__Directions for this task__
In the entries that follow, find the word "with" and report each line it is on.

__Excerpted records__
━━━
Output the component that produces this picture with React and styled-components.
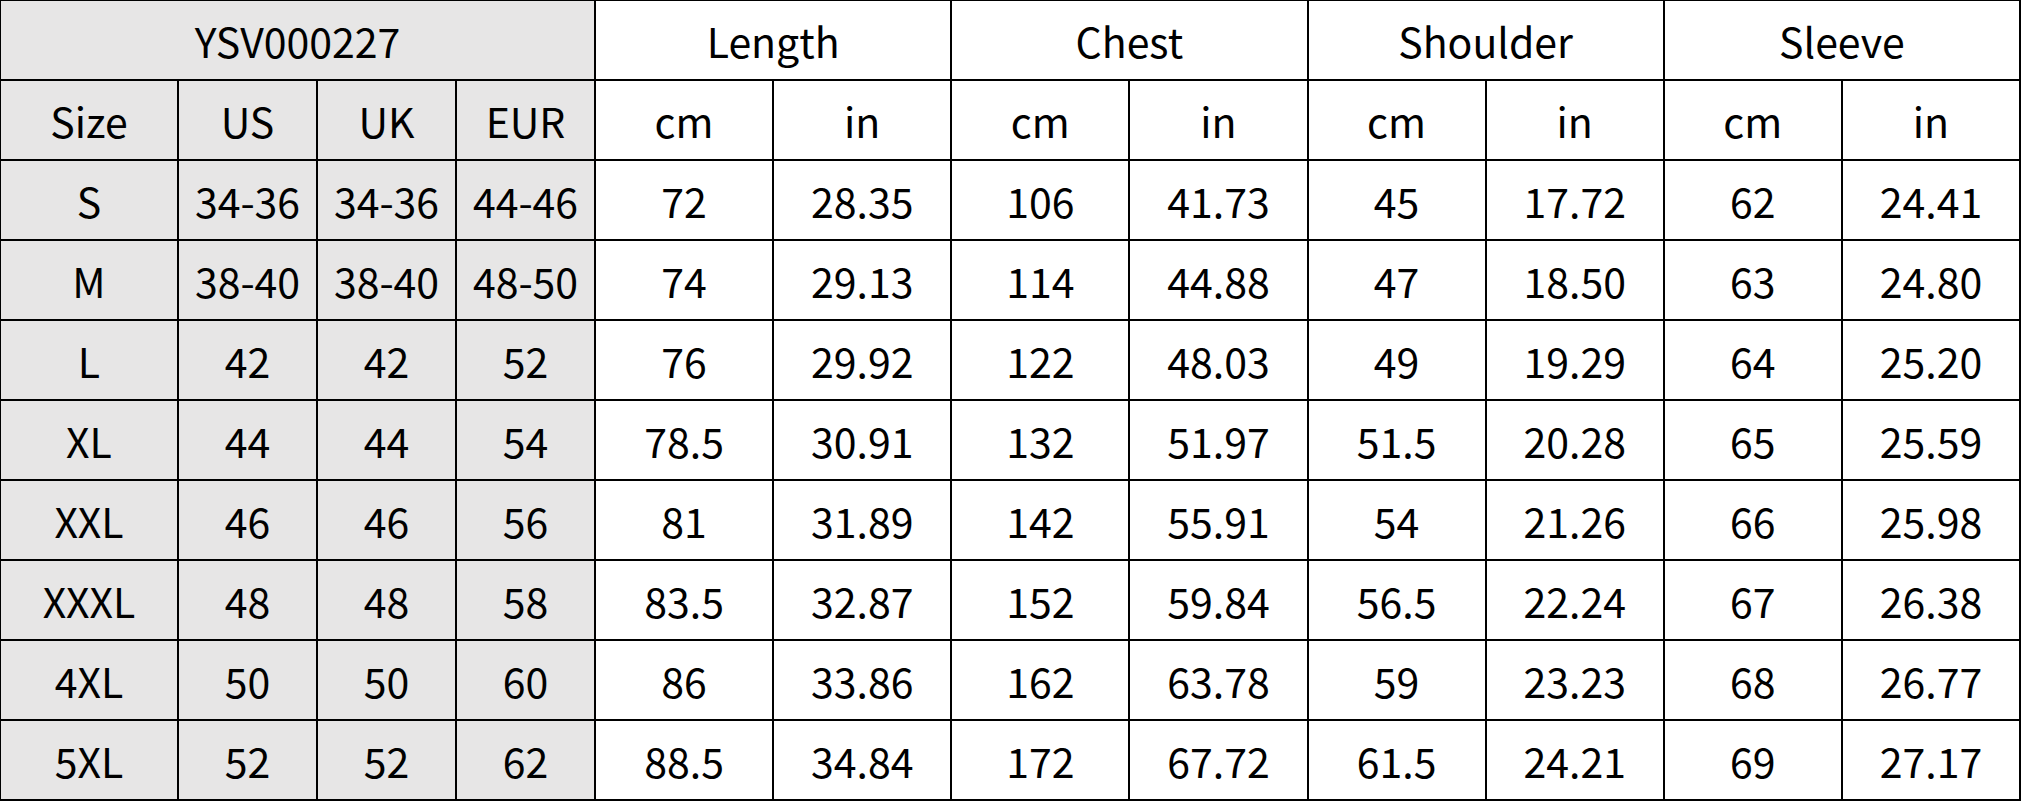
import styled, { createGlobalStyle } from "styled-components";

const GlobalStyle = createGlobalStyle`
  html, body {
    margin: 0;
    padding: 0;
    background: #fff;
  }
`;

const groups = ["Length", "Chest", "Shoulder", "Sleeve"];

const rows = [
  ["S", "34-36", "34-36", "44-46", "72", "28.35", "106", "41.73", "45", "17.72", "62", "24.41"],
  ["M", "38-40", "38-40", "48-50", "74", "29.13", "114", "44.88", "47", "18.50", "63", "24.80"],
  ["L", "42", "42", "52", "76", "29.92", "122", "48.03", "49", "19.29", "64", "25.20"],
  ["XL", "44", "44", "54", "78.5", "30.91", "132", "51.97", "51.5", "20.28", "65", "25.59"],
  ["XXL", "46", "46", "56", "81", "31.89", "142", "55.91", "54", "21.26", "66", "25.98"],
  ["XXXL", "48", "48", "58", "83.5", "32.87", "152", "59.84", "56.5", "22.24", "67", "26.38"],
  ["4XL", "50", "50", "60", "86", "33.86", "162", "63.78", "59", "23.23", "68", "26.77"],
  ["5XL", "52", "52", "62", "88.5", "34.84", "172", "67.72", "61.5", "24.21", "69", "27.17"],
];

function App() {
  return (
    <>
      <GlobalStyle />
      <Grid>
        <Cell $shade $span={4}>YSV000227</Cell>
        {groups.map((g) => (
          <Cell key={g} $span={2}>
            {g}
          </Cell>
        ))}
        {["Size", "US", "UK", "EUR"].map((h) => (
          <Cell key={h} $shade>
            {h}
          </Cell>
        ))}
        {groups.map((g) => [
          <Cell key={g + "cm"}>cm</Cell>,
          <Cell key={g + "in"}>in</Cell>,
        ])}
        {rows.map((r) =>
          r.map((v, i) => (
            <Cell key={r[0] + i} $shade={i < 4}>
              {v}
            </Cell>
          ))
        )}
      </Grid>
    </>
  );
}

export default App;

const Grid = styled.div`
  width: 2021px;
  box-sizing: border-box;
  display: grid;
  grid-template-columns: 176px 137px 137px 137px repeat(8, 1fr);
  grid-auto-rows: 78px;
  gap: 2px;
  padding: 1px 2px 2px 1px;
  background: #000;
  font-family: "Noto Sans CJK SC", "Open Sans", sans-serif;
  font-size: 41px;
  color: #000;
`;

const Cell = styled.div`
  grid-column: span ${(p) => p.$span || 1};
  display: flex;
  align-items: center;
  justify-content: center;
  background: ${(p) => (p.$shade ? "#e7e6e6" : "#fff")};
  white-space: nowrap;
  line-height: 1;
`;
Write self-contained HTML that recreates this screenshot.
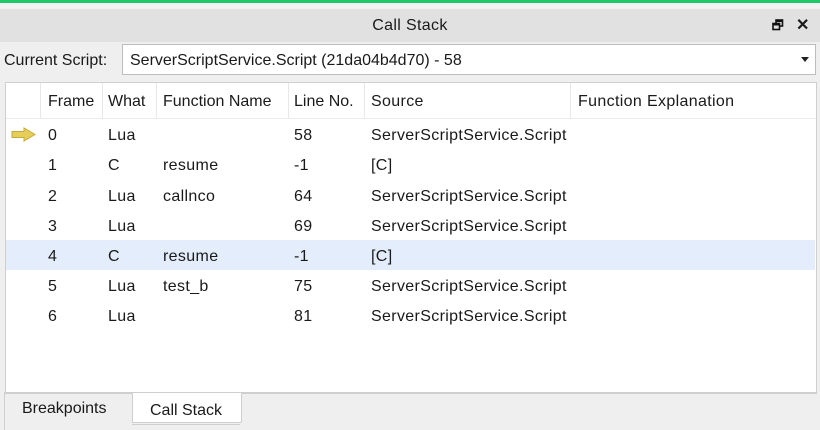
<!DOCTYPE html>
<html><head><style>
body{margin:0;width:820px;height:430px;background:#efefef;font-family:"Liberation Sans",sans-serif;font-size:16px;color:#1a1a1a;position:relative;overflow:hidden;letter-spacing:0.35px}
.a{position:absolute}
.t{position:absolute;white-space:nowrap;line-height:30px;margin-top:2px}
</style></head><body>
<div class="a" style="left:0;top:0;width:820px;height:3px;background:#1fc66a"></div>
<div class="a" style="left:0;top:3px;width:820px;height:6px;background:#f2f2f2"></div>
<div class="a" style="left:0;top:9px;width:820px;height:33px;background:#e1e1e1"></div>
<div class="t" style="left:0;width:820px;text-align:center;top:9px">Call Stack</div>
<svg class="a" style="left:772px;top:19px" width="12" height="12" viewBox="0 0 12 12"><rect x="4" y="1" width="6.5" height="6" fill="none" stroke="#111" stroke-width="1.6"/><rect x="1" y="4.5" width="6.5" height="6" fill="#e1e1e1" stroke="#111" stroke-width="1.6"/><rect x="4" y="1" width="6.5" height="2" fill="#111"/><rect x="1" y="4.5" width="6.5" height="2" fill="#111"/></svg>
<div class="t" style="left:796px;top:9px;font-size:16px;font-weight:bold">✕</div>
<div class="t" style="left:4px;top:44px;letter-spacing:0">Current Script:</div>
<div class="a" style="left:122px;top:44px;width:692px;height:29px;background:#fff;border:1px solid #bdbdbd"></div>
<div class="t" style="left:130px;top:44px;letter-spacing:0">ServerScriptService.Script (21da04b4d70) - 58</div>
<div class="a" style="left:801px;top:57px;width:0;height:0;border-left:4px solid transparent;border-right:4px solid transparent;border-top:5px solid #222"></div>
<div class="a" style="left:5px;top:82px;width:810px;height:310px;background:#fff;border:1px solid #cfcfcf"></div>
<div class="a" style="left:6px;top:118px;width:810px;height:1px;background:#ececec"></div>
<div class="a" style="left:40px;top:83px;width:1px;height:35px;background:#e8e8e8"></div>
<div class="a" style="left:102px;top:83px;width:1px;height:35px;background:#e8e8e8"></div>
<div class="a" style="left:156px;top:83px;width:1px;height:35px;background:#e8e8e8"></div>
<div class="a" style="left:288px;top:83px;width:1px;height:35px;background:#e8e8e8"></div>
<div class="a" style="left:364px;top:83px;width:1px;height:35px;background:#e8e8e8"></div>
<div class="a" style="left:570px;top:83px;width:1px;height:35px;background:#e8e8e8"></div>
<div class="t" style="left:48px;top:85px;letter-spacing:0">Frame</div>
<div class="t" style="left:108px;top:85px;letter-spacing:0">What</div>
<div class="t" style="left:163px;top:85px;letter-spacing:0">Function Name</div>
<div class="t" style="left:294px;top:85px;letter-spacing:0">Line No.</div>
<div class="t" style="left:371px;top:85px">Source</div>
<div class="t" style="left:578px;top:85px">Function Explanation</div>
<div class="a" style="left:6px;top:240px;width:809px;height:30px;background:#e3edfb"></div>
<svg class="a" style="left:11px;top:127px" width="25" height="15" viewBox="0 0 25 15"><path d="M1 4.5H13V1L24 7.5L13 14V10.5H1Z" fill="#e5cf5a" stroke="#c6aa3a" stroke-width="1"/></svg>
<div class="t" style="left:48px;top:119px">0</div><div class="t" style="left:108px;top:119px">Lua</div><div class="t" style="left:294px;top:119px">58</div><div class="t" style="left:371px;top:119px">ServerScriptService.Script</div>
<div class="t" style="left:48px;top:149px">1</div><div class="t" style="left:108px;top:149px">C</div><div class="t" style="left:163px;top:149px">resume</div><div class="t" style="left:294px;top:149px">-1</div><div class="t" style="left:371px;top:149px">[C]</div>
<div class="t" style="left:48px;top:180px">2</div><div class="t" style="left:108px;top:180px">Lua</div><div class="t" style="left:163px;top:180px">callnco</div><div class="t" style="left:294px;top:180px">64</div><div class="t" style="left:371px;top:180px">ServerScriptService.Script</div>
<div class="t" style="left:48px;top:210px">3</div><div class="t" style="left:108px;top:210px">Lua</div><div class="t" style="left:294px;top:210px">69</div><div class="t" style="left:371px;top:210px">ServerScriptService.Script</div>
<div class="t" style="left:48px;top:240px">4</div><div class="t" style="left:108px;top:240px">C</div><div class="t" style="left:163px;top:240px">resume</div><div class="t" style="left:294px;top:240px">-1</div><div class="t" style="left:371px;top:240px">[C]</div>
<div class="t" style="left:48px;top:270px">5</div><div class="t" style="left:108px;top:270px">Lua</div><div class="t" style="left:163px;top:270px">test_b</div><div class="t" style="left:294px;top:270px">75</div><div class="t" style="left:371px;top:270px">ServerScriptService.Script</div>
<div class="t" style="left:48px;top:300px">6</div><div class="t" style="left:108px;top:300px">Lua</div><div class="t" style="left:294px;top:300px">81</div><div class="t" style="left:371px;top:300px">ServerScriptService.Script</div>
<div class="a" style="left:4px;top:392px;width:812px;height:1px;background:#cfcfcf"></div>
<div class="a" style="left:4px;top:393px;width:1px;height:37px;background:#cfcfcf"></div>
<div class="a" style="left:132px;top:393px;width:108px;height:29px;background:#fff;border-left:1px solid #cfcfcf;border-right:1px solid #cfcfcf;border-bottom:1px solid #cfcfcf"></div>
<div class="a" style="left:132px;top:424px;width:108px;height:1px;background:#cfcfcf"></div>
<div class="t" style="left:22px;top:392px;letter-spacing:0">Breakpoints</div>
<div class="t" style="left:150px;top:394px;letter-spacing:0">Call Stack</div>
</body></html>
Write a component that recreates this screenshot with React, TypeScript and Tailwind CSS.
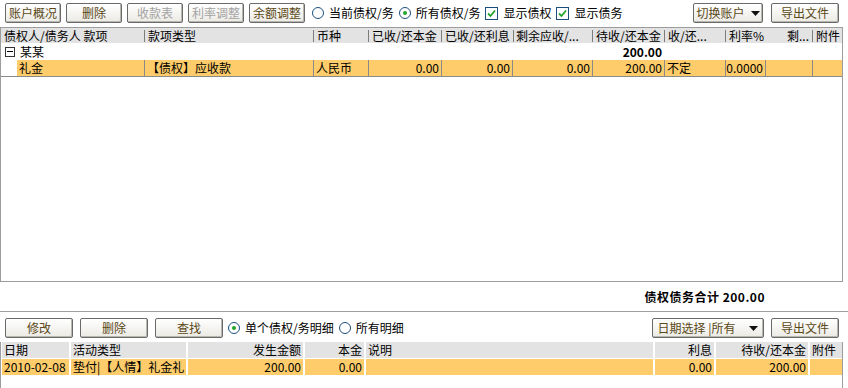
import React from "react";

/**
 * Column definitions for the upper (debt) grid
 */
interface TopCol {
  title: string;
  width: number;
  align: "left" | "right";
}

const topCols: TopCol[] = [
  { title: "债权人/债务人 款项", width: 144, align: "left" },
  { title: "款项类型", width: 169, align: "left" },
  { title: "币种", width: 55, align: "left" },
  { title: "已收/还本金", width: 73, align: "left" },
  { title: "已收/还利息", width: 71, align: "left" },
  { title: "剩余应收/...", width: 80, align: "left" },
  { title: "待收/还本金", width: 72, align: "left" },
  { title: "收/还...", width: 61, align: "left" },
  { title: "利率%", width: 40, align: "right" },
  { title: "剩...", width: 47, align: "right" },
  { title: "附件", width: 29, align: "left" },
];

const detailRow: { text: string; align: "left" | "right" }[] = [
  { text: "【债权】应收款", align: "left" },
  { text: "人民币", align: "left" },
  { text: "0.00", align: "right" },
  { text: "0.00", align: "right" },
  { text: "0.00", align: "right" },
  { text: "200.00", align: "right" },
  { text: "不定", align: "left" },
  { text: "0.0000", align: "right" },
  { text: "", align: "left" },
  { text: "", align: "left" },
];

/**
 * Column definitions for the lower (activity) grid
 */
const bottomCols: { title: string; value: string; width: number; align: "left" | "right" }[] = [
  { title: "日期", value: "2010-02-08", width: 67, align: "left" },
  { title: "活动类型", value: "垫付|【人情】礼金礼", width: 115, align: "left" },
  { title: "发生金额", value: "200.00", width: 115, align: "right" },
  { title: "本金", value: "0.00", width: 59, align: "right" },
  { title: "说明", value: "", width: 287, align: "left" },
  { title: "利息", value: "0.00", width: 59, align: "right" },
  { title: "待收/还本金", value: "200.00", width: 92, align: "right" },
  { title: "附件", value: "", width: 32, align: "left" },
];

const Btn: React.FC<{ w: string; disabled?: boolean; children: React.ReactNode }> = ({
  w,
  disabled,
  children,
}) => (
  <div
    className={`${w} flex h-[20px] shrink-0 items-center justify-center rounded-[2px] border border-[#6a6a6a] bg-gradient-to-b from-white to-[#ebeae4] shadow-[inset_-1px_-1px_0_#b9b8b0] ${
      disabled ? "text-[#a3a3a3]" : "text-[#5a4816]"
    }`}
  >
    {children}
  </div>
);

const Radio: React.FC<{ checked?: boolean; label: string }> = ({ checked, label }) => (
  <div className="flex shrink-0 items-center gap-[5px]">
    <div className="flex h-[12px] w-[12px] items-center justify-center rounded-full border border-[#1d4f7e] bg-white">
      {checked && <div className="h-[4px] w-[4px] rounded-full bg-[#22a52a]" />}
    </div>
    <span>{label}</span>
  </div>
);

const Check: React.FC<{ label: string }> = ({ label }) => (
  <div className="flex shrink-0 items-center gap-[5px]">
    <div className="flex h-[13px] w-[13px] items-center justify-center border border-[#1d4f7e] bg-white">
      <svg width="9" height="9" viewBox="0 0 9 9">
        <path d="M1 4.5 L3.5 7 L8 1.5" fill="none" stroke="#22a52a" strokeWidth="1.8" />
      </svg>
    </div>
    <span>{label}</span>
  </div>
);

const Caret: React.FC = () => (
  <svg width="9" height="5" viewBox="0 0 9 5" className="ml-[6px]">
    <path d="M0 0 L9 0 L4.5 5 Z" fill="#111" />
  </svg>
);

const App: React.FC = () => {
  return (
    <div
      className="flex h-[388px] w-[848px] flex-col overflow-hidden bg-white text-[12px] leading-[14px] text-black"
      style={{ fontFamily: '"Noto Sans CJK SC", "Noto Sans", sans-serif' }}
    >
      {/* Top toolbar */}
      <div className="flex h-[27px] shrink-0 items-start pt-[3px] pl-[5px] pr-[9px]">
        <div className="flex gap-[5px]">
          <Btn w="w-[56px]">账户概况</Btn>
          <Btn w="w-[56px]">删除</Btn>
          <Btn w="w-[56px]" disabled>
            收款表
          </Btn>
          <Btn w="w-[56px]" disabled>
            利率调整
          </Btn>
          <Btn w="w-[56px]">余额调整</Btn>
        </div>
        <div className="ml-[7px] flex h-[20px] items-center gap-[5px]">
          <Radio label="当前债权/务" />
          <Radio checked label="所有债权/务" />
          <Check label="显示债权" />
          <Check label="显示债务" />
        </div>
        <div className="ml-auto flex gap-[8px]">
          <Btn w="w-[70px]">
            切换账户
            <Caret />
          </Btn>
          <Btn w="w-[68px]">导出文件</Btn>
        </div>
      </div>

      {/* Upper grid */}
      <div className="flex h-[255px] w-[843px] shrink-0 flex-col border border-[#9c9c9c]">
        {/* Header */}
        <div className="flex h-[15px] bg-[#e3e3e3]">
          {topCols.map((c, i) => (
            <div key={i} className="flex items-center" style={{ width: c.width }}>
              <div
                className={`flex-1 whitespace-nowrap px-[3px] leading-[15px] ${
                  c.align === "right" ? "text-right" : ""
                }`}
              >
                {c.title}
              </div>
              {i < topCols.length - 1 && <div className="h-[12px] w-px bg-[#7d7d7d]" />}
            </div>
          ))}
        </div>

        {/* Group row */}
        <div className="flex h-[17px] items-center">
          <div className="ml-[4px] flex h-[10px] w-[10px] items-center justify-center border border-[#333]">
            <div className="h-px w-[6px] bg-black" />
          </div>
          <span className="ml-[5px] w-[126px]">某某</span>
          <div className="ml-[446px] w-[70px] text-right font-bold">200.00</div>
        </div>

        {/* Detail row */}
        <div className="flex h-[17px] border-b border-[#8a8a8a]">
          <div className="flex w-[144px]">
            <div className="w-[16px]" />
            <div className="flex flex-1 items-center border-r border-[#8a8a8a] bg-[#fecc6a] px-[2px]">
              礼金
            </div>
          </div>
          {detailRow.map((d, i) => (
            <div
              key={i}
              className={`flex items-center whitespace-nowrap bg-[#fecc6a] px-[2px] ${
                i < detailRow.length - 1 ? "border-r border-[#8a8a8a]" : ""
              } ${d.align === "right" ? "justify-end" : ""}`}
              style={{ width: topCols[i + 1].width }}
            >
              {d.text}
            </div>
          ))}
        </div>
      </div>

      {/* Totals */}
      <div className="flex h-[29px] shrink-0 items-center justify-end pr-[83px] font-bold tracking-[0.5px]">
        债权债务合计 200.00
      </div>

      <div className="h-px shrink-0 bg-[#a0a0a0]" />

      {/* Lower toolbar */}
      <div className="flex h-[30px] shrink-0 items-start pt-[6px] pl-[5px] pr-[9px]">
        <div className="flex gap-[7px]">
          <Btn w="w-[68px]">修改</Btn>
          <Btn w="w-[68px]">删除</Btn>
          <Btn w="w-[68px]">查找</Btn>
        </div>
        <div className="ml-[5px] flex h-[20px] items-center gap-[5px]">
          <Radio checked label="单个债权/务明细" />
          <Radio label="所有明细" />
        </div>
        <div className="ml-auto flex gap-[7px]">
          <Btn w="w-[112px]">
            日期选择 |所有
            <span className="ml-[8px]">
              <Caret />
            </span>
          </Btn>
          <Btn w="w-[68px]">导出文件</Btn>
        </div>
      </div>

      {/* Lower grid */}
      <div className="flex w-[843px] flex-1 flex-col border-x border-[#9c9c9c] pl-px">
        <div className="flex h-[16px] gap-[2px]">
          {bottomCols.map((c, i) => (
            <div
              key={i}
              className={`flex items-center bg-[#e3e3e3] px-[2px] ${
                c.align === "right" ? "justify-end" : ""
              }`}
              style={{ width: c.width }}
            >
              {c.title}
            </div>
          ))}
        </div>
        <div className="mt-px flex h-[16px] gap-[2px]">
          {bottomCols.map((c, i) => (
            <div
              key={i}
              className={`flex items-center whitespace-nowrap bg-[#fecc6a] px-[2px] ${
                c.align === "right" ? "justify-end" : ""
              }`}
              style={{ width: c.width }}
            >
              {c.value}
            </div>
          ))}
        </div>
      </div>
    </div>
  );
};

export default App;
━━━
__Answer to the task__
Output the component that produces this picture with React and styled-components.
Write a component that recreates this screenshot with React, TypeScript and Tailwind CSS.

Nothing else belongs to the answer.